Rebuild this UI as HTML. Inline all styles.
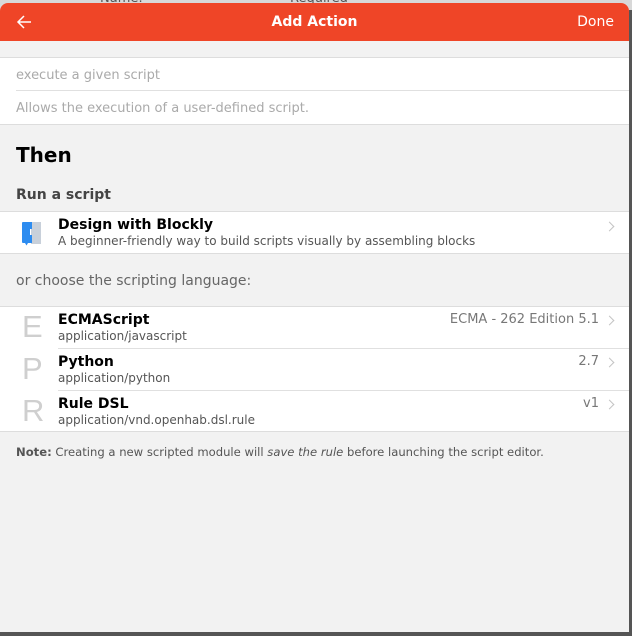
<!DOCTYPE html>
<html><head><meta charset="utf-8"><style>
*{margin:0;padding:0;box-sizing:border-box}
body{width:632px;height:636px;background:#555;font-family:"DejaVu Sans","Liberation Sans",sans-serif;position:relative;overflow:hidden}
.topstrip{position:absolute;left:0;top:0;width:632px;height:10px;background:#d8d8d8}
.topstrip span{position:absolute;font-size:13px;color:#555;top:-9px}
.panel{position:absolute;left:0;top:3px;width:629px;height:629px;background:#f2f2f2;border-radius:8px 8px 0 0;overflow:hidden}
.hdr{height:38px;background:#ef4527;color:#fff;position:relative}
.hdr .t{position:absolute;left:0;right:0;text-align:center;top:11px;font-weight:bold;font-size:14px}
.hdr .d{position:absolute;right:15px;top:11px;font-size:14px}
.hdr svg{position:absolute;left:16px;top:11px}
.abs{position:absolute;left:0;width:629px}
.w{background:#fff;border-top:1px solid #ddd;border-bottom:1px solid #ddd}
.ph{position:absolute;left:16px;font-size:13px;color:#aaa}
.ln{position:absolute;left:16px;right:0;height:1px;background:#e0e0e0}
.ttl{position:absolute;left:58px;font-weight:bold;font-size:14px;color:#000}
.sub{position:absolute;left:58px;font-size:12px;color:#555}
.rt{position:absolute;right:30px;font-size:13px;color:#777}
.chev{position:absolute;right:16px;width:7px;height:7px;border-right:1.3px solid #c4c4c4;border-top:1.3px solid #c4c4c4;transform:rotate(45deg)}
.let{position:absolute;left:22px;font-size:31px;color:#cfcfcf;font-family:"Liberation Sans",sans-serif;font-weight:normal;-webkit-text-stroke:0}
</style></head><body>
<div class="topstrip"><span style="left:100px">Name:</span><span style="left:290px">Required</span></div>
<div class="panel">
<div class="hdr">
<svg width="16" height="16" viewBox="0 0 16 16"><path d="M15 8H2M8 2L2 8l6 6" stroke="#fff" stroke-width="1.5" fill="none"/></svg>
<div class="t">Add Action</div><div class="d">Done</div></div>
<div class="abs w" style="top:54px;height:68px">
<div class="ph" style="top:10px">execute a given script</div>
<div class="ln" style="top:32px"></div>
<div class="ph" style="top:43px">Allows the execution of a user-defined script.</div>
</div>
<div class="abs" style="top:140px;left:16px;font-size:20px;font-weight:bold;color:#000">Then</div>
<div class="abs" style="top:184px;left:16px;font-size:14px;font-weight:bold;color:#444">Run a script</div>
<div class="abs w" style="top:208px;height:43px">
<svg style="position:absolute;left:20px;top:9px" width="24" height="26" viewBox="0 0 24 26"><rect x="11" y="1" width="10" height="22" fill="#c8d0da"/><path d="M2 2q0-1 1-1h9v7h-2v6h2v8H8l-1.5 2.5L5 22H3q-1 0-1-1z" fill="#2d8cf0"/></svg>
<div class="ttl" style="top:5px">Design with Blockly</div>
<div class="sub" style="top:22px">A beginner-friendly way to build scripts visually by assembling blocks</div>
<div class="chev" style="top:11px"></div>
</div>
<div class="abs" style="top:270px;left:16px;font-size:14px;color:#666">or choose the scripting language:</div>
<div class="abs w" style="top:303px;height:126px">
<div class="let" style="top:2px">E</div>
<div class="ttl" style="top:5px">ECMAScript</div>
<div class="sub" style="top:22px">application/javascript</div>
<div class="rt" style="top:5px">ECMA - 262 Edition 5.1</div>
<div class="chev" style="top:10px"></div>
<div class="ln" style="top:41px;left:58px"></div>
<div class="let" style="top:44px">P</div>
<div class="ttl" style="top:47px">Python</div>
<div class="sub" style="top:64px">application/python</div>
<div class="rt" style="top:47px">2.7</div>
<div class="chev" style="top:52px"></div>
<div class="ln" style="top:83px;left:58px"></div>
<div class="let" style="top:86px">R</div>
<div class="ttl" style="top:89px">Rule DSL</div>
<div class="sub" style="top:106px">application/vnd.openhab.dsl.rule</div>
<div class="rt" style="top:89px">v1</div>
<div class="chev" style="top:94px"></div>
</div>
<div class="abs" style="top:442px;left:16px;font-size:11.6px;color:#555"><b>Note:</b> Creating a new scripted module will <i>save the rule</i> before launching the script editor.</div>
</div>
</body></html>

************

Copy out all of the material exactly as written, without its pictures.

(Output below)
Rebuild this UI as HTML. Inline all styles.
<!DOCTYPE html>
<html><head><meta charset="utf-8"><style>
*{margin:0;padding:0;box-sizing:border-box}
body{width:632px;height:636px;background:#555;font-family:"DejaVu Sans","Liberation Sans",sans-serif;position:relative;overflow:hidden}
.topstrip{position:absolute;left:0;top:0;width:632px;height:10px;background:#d8d8d8}
.topstrip span{position:absolute;font-size:13px;color:#555;top:-9px}
.panel{position:absolute;left:0;top:3px;width:629px;height:629px;background:#f2f2f2;border-radius:8px 8px 0 0;overflow:hidden}
.hdr{height:38px;background:#ef4527;color:#fff;position:relative}
.hdr .t{position:absolute;left:0;right:0;text-align:center;top:11px;font-weight:bold;font-size:14px}
.hdr .d{position:absolute;right:15px;top:11px;font-size:14px}
.hdr svg{position:absolute;left:16px;top:11px}
.abs{position:absolute;left:0;width:629px}
.w{background:#fff;border-top:1px solid #ddd;border-bottom:1px solid #ddd}
.ph{position:absolute;left:16px;font-size:13px;color:#aaa}
.ln{position:absolute;left:16px;right:0;height:1px;background:#e0e0e0}
.ttl{position:absolute;left:58px;font-weight:bold;font-size:14px;color:#000}
.sub{position:absolute;left:58px;font-size:12px;color:#555}
.rt{position:absolute;right:30px;font-size:13px;color:#777}
.chev{position:absolute;right:16px;width:7px;height:7px;border-right:1.3px solid #c4c4c4;border-top:1.3px solid #c4c4c4;transform:rotate(45deg)}
.let{position:absolute;left:22px;font-size:31px;color:#cfcfcf;font-family:"Liberation Sans",sans-serif;font-weight:normal;-webkit-text-stroke:0}
</style></head><body>
<div class="topstrip"><span style="left:100px">Name:</span><span style="left:290px">Required</span></div>
<div class="panel">
<div class="hdr">
<svg width="16" height="16" viewBox="0 0 16 16"><path d="M15 8H2M8 2L2 8l6 6" stroke="#fff" stroke-width="1.5" fill="none"/></svg>
<div class="t">Add Action</div><div class="d">Done</div></div>
<div class="abs w" style="top:54px;height:68px">
<div class="ph" style="top:10px">execute a given script</div>
<div class="ln" style="top:32px"></div>
<div class="ph" style="top:43px">Allows the execution of a user-defined script.</div>
</div>
<div class="abs" style="top:140px;left:16px;font-size:20px;font-weight:bold;color:#000">Then</div>
<div class="abs" style="top:184px;left:16px;font-size:14px;font-weight:bold;color:#444">Run a script</div>
<div class="abs w" style="top:208px;height:43px">
<svg style="position:absolute;left:20px;top:9px" width="24" height="26" viewBox="0 0 24 26"><rect x="11" y="1" width="10" height="22" fill="#c8d0da"/><path d="M2 2q0-1 1-1h9v7h-2v6h2v8H8l-1.5 2.5L5 22H3q-1 0-1-1z" fill="#2d8cf0"/></svg>
<div class="ttl" style="top:5px">Design with Blockly</div>
<div class="sub" style="top:22px">A beginner-friendly way to build scripts visually by assembling blocks</div>
<div class="chev" style="top:11px"></div>
</div>
<div class="abs" style="top:270px;left:16px;font-size:14px;color:#666">or choose the scripting language:</div>
<div class="abs w" style="top:303px;height:126px">
<div class="let" style="top:2px">E</div>
<div class="ttl" style="top:5px">ECMAScript</div>
<div class="sub" style="top:22px">application/javascript</div>
<div class="rt" style="top:5px">ECMA - 262 Edition 5.1</div>
<div class="chev" style="top:10px"></div>
<div class="ln" style="top:41px;left:58px"></div>
<div class="let" style="top:44px">P</div>
<div class="ttl" style="top:47px">Python</div>
<div class="sub" style="top:64px">application/python</div>
<div class="rt" style="top:47px">2.7</div>
<div class="chev" style="top:52px"></div>
<div class="ln" style="top:83px;left:58px"></div>
<div class="let" style="top:86px">R</div>
<div class="ttl" style="top:89px">Rule DSL</div>
<div class="sub" style="top:106px">application/vnd.openhab.dsl.rule</div>
<div class="rt" style="top:89px">v1</div>
<div class="chev" style="top:94px"></div>
</div>
<div class="abs" style="top:442px;left:16px;font-size:11.6px;color:#555"><b>Note:</b> Creating a new scripted module will <i>save the rule</i> before launching the script editor.</div>
</div>
</body></html>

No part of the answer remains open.